--- START DATA BLOCK ---

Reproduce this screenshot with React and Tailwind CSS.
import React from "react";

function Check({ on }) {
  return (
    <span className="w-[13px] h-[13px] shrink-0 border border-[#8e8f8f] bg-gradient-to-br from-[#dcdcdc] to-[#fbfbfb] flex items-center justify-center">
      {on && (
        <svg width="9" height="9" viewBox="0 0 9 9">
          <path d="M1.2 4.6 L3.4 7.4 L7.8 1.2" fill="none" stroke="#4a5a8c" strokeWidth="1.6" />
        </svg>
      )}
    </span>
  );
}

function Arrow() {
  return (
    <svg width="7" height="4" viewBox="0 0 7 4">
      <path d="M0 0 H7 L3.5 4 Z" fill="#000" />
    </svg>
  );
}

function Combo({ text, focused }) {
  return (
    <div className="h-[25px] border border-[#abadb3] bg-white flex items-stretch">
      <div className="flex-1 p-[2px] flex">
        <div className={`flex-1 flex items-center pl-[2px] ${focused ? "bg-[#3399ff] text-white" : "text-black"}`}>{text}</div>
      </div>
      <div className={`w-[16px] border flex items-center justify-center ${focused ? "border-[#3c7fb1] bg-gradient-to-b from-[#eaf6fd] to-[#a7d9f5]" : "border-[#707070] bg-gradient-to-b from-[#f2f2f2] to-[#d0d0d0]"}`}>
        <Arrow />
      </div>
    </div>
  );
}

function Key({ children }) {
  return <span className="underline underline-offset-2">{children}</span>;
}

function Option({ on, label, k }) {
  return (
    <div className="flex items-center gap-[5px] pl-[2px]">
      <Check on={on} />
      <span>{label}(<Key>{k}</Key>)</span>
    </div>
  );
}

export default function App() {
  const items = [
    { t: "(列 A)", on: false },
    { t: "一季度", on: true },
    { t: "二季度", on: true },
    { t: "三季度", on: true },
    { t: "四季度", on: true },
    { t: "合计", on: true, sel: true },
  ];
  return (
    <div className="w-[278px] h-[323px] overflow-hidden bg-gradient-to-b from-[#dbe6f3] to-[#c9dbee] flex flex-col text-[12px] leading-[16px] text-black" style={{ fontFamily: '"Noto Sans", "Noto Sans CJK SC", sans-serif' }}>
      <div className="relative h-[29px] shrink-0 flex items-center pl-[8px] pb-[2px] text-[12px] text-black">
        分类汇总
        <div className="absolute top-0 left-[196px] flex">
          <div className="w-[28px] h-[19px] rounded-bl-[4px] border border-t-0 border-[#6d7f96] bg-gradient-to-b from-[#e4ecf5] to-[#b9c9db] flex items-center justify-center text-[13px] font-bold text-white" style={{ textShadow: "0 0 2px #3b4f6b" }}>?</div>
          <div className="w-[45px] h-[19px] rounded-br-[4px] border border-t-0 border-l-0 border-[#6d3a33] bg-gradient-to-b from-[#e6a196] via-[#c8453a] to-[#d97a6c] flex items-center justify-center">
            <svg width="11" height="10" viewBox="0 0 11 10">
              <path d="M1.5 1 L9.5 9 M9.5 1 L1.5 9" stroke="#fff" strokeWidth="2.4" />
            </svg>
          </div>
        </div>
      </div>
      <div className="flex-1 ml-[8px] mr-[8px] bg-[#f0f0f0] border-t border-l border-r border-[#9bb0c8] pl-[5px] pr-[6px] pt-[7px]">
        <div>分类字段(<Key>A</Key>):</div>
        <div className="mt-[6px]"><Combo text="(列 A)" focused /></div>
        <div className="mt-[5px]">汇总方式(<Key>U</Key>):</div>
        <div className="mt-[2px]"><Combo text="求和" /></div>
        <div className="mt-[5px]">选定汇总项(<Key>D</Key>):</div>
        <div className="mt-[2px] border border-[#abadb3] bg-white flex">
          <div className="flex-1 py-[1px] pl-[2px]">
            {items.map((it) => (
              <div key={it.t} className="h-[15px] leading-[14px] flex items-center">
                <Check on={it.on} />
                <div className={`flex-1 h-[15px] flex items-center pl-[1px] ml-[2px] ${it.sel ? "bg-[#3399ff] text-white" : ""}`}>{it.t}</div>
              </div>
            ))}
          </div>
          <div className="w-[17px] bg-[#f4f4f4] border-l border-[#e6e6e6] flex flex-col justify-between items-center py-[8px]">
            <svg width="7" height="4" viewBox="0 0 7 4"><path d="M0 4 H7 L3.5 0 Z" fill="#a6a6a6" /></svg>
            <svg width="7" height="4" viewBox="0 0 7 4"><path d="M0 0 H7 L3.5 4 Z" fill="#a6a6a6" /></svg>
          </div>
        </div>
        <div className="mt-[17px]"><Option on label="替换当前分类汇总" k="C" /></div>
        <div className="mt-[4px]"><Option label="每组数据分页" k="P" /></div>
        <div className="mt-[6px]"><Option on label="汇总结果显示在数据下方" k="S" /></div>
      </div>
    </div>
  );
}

--- END DATA BLOCK ---

◆ PROMPT ◆
Every line of the data above should be reproduced word for word.

◆ FINISHED ANSWER ◆
Reproduce this screenshot with React and Tailwind CSS.
import React from "react";

function Check({ on }) {
  return (
    <span className="w-[13px] h-[13px] shrink-0 border border-[#8e8f8f] bg-gradient-to-br from-[#dcdcdc] to-[#fbfbfb] flex items-center justify-center">
      {on && (
        <svg width="9" height="9" viewBox="0 0 9 9">
          <path d="M1.2 4.6 L3.4 7.4 L7.8 1.2" fill="none" stroke="#4a5a8c" strokeWidth="1.6" />
        </svg>
      )}
    </span>
  );
}

function Arrow() {
  return (
    <svg width="7" height="4" viewBox="0 0 7 4">
      <path d="M0 0 H7 L3.5 4 Z" fill="#000" />
    </svg>
  );
}

function Combo({ text, focused }) {
  return (
    <div className="h-[25px] border border-[#abadb3] bg-white flex items-stretch">
      <div className="flex-1 p-[2px] flex">
        <div className={`flex-1 flex items-center pl-[2px] ${focused ? "bg-[#3399ff] text-white" : "text-black"}`}>{text}</div>
      </div>
      <div className={`w-[16px] border flex items-center justify-center ${focused ? "border-[#3c7fb1] bg-gradient-to-b from-[#eaf6fd] to-[#a7d9f5]" : "border-[#707070] bg-gradient-to-b from-[#f2f2f2] to-[#d0d0d0]"}`}>
        <Arrow />
      </div>
    </div>
  );
}

function Key({ children }) {
  return <span className="underline underline-offset-2">{children}</span>;
}

function Option({ on, label, k }) {
  return (
    <div className="flex items-center gap-[5px] pl-[2px]">
      <Check on={on} />
      <span>{label}(<Key>{k}</Key>)</span>
    </div>
  );
}

export default function App() {
  const items = [
    { t: "(列 A)", on: false },
    { t: "一季度", on: true },
    { t: "二季度", on: true },
    { t: "三季度", on: true },
    { t: "四季度", on: true },
    { t: "合计", on: true, sel: true },
  ];
  return (
    <div className="w-[278px] h-[323px] overflow-hidden bg-gradient-to-b from-[#dbe6f3] to-[#c9dbee] flex flex-col text-[12px] leading-[16px] text-black" style={{ fontFamily: '"Noto Sans", "Noto Sans CJK SC", sans-serif' }}>
      <div className="relative h-[29px] shrink-0 flex items-center pl-[8px] pb-[2px] text-[12px] text-black">
        分类汇总
        <div className="absolute top-0 left-[196px] flex">
          <div className="w-[28px] h-[19px] rounded-bl-[4px] border border-t-0 border-[#6d7f96] bg-gradient-to-b from-[#e4ecf5] to-[#b9c9db] flex items-center justify-center text-[13px] font-bold text-white" style={{ textShadow: "0 0 2px #3b4f6b" }}>?</div>
          <div className="w-[45px] h-[19px] rounded-br-[4px] border border-t-0 border-l-0 border-[#6d3a33] bg-gradient-to-b from-[#e6a196] via-[#c8453a] to-[#d97a6c] flex items-center justify-center">
            <svg width="11" height="10" viewBox="0 0 11 10">
              <path d="M1.5 1 L9.5 9 M9.5 1 L1.5 9" stroke="#fff" strokeWidth="2.4" />
            </svg>
          </div>
        </div>
      </div>
      <div className="flex-1 ml-[8px] mr-[8px] bg-[#f0f0f0] border-t border-l border-r border-[#9bb0c8] pl-[5px] pr-[6px] pt-[7px]">
        <div>分类字段(<Key>A</Key>):</div>
        <div className="mt-[6px]"><Combo text="(列 A)" focused /></div>
        <div className="mt-[5px]">汇总方式(<Key>U</Key>):</div>
        <div className="mt-[2px]"><Combo text="求和" /></div>
        <div className="mt-[5px]">选定汇总项(<Key>D</Key>):</div>
        <div className="mt-[2px] border border-[#abadb3] bg-white flex">
          <div className="flex-1 py-[1px] pl-[2px]">
            {items.map((it) => (
              <div key={it.t} className="h-[15px] leading-[14px] flex items-center">
                <Check on={it.on} />
                <div className={`flex-1 h-[15px] flex items-center pl-[1px] ml-[2px] ${it.sel ? "bg-[#3399ff] text-white" : ""}`}>{it.t}</div>
              </div>
            ))}
          </div>
          <div className="w-[17px] bg-[#f4f4f4] border-l border-[#e6e6e6] flex flex-col justify-between items-center py-[8px]">
            <svg width="7" height="4" viewBox="0 0 7 4"><path d="M0 4 H7 L3.5 0 Z" fill="#a6a6a6" /></svg>
            <svg width="7" height="4" viewBox="0 0 7 4"><path d="M0 0 H7 L3.5 4 Z" fill="#a6a6a6" /></svg>
          </div>
        </div>
        <div className="mt-[17px]"><Option on label="替换当前分类汇总" k="C" /></div>
        <div className="mt-[4px]"><Option label="每组数据分页" k="P" /></div>
        <div className="mt-[6px]"><Option on label="汇总结果显示在数据下方" k="S" /></div>
      </div>
    </div>
  );
}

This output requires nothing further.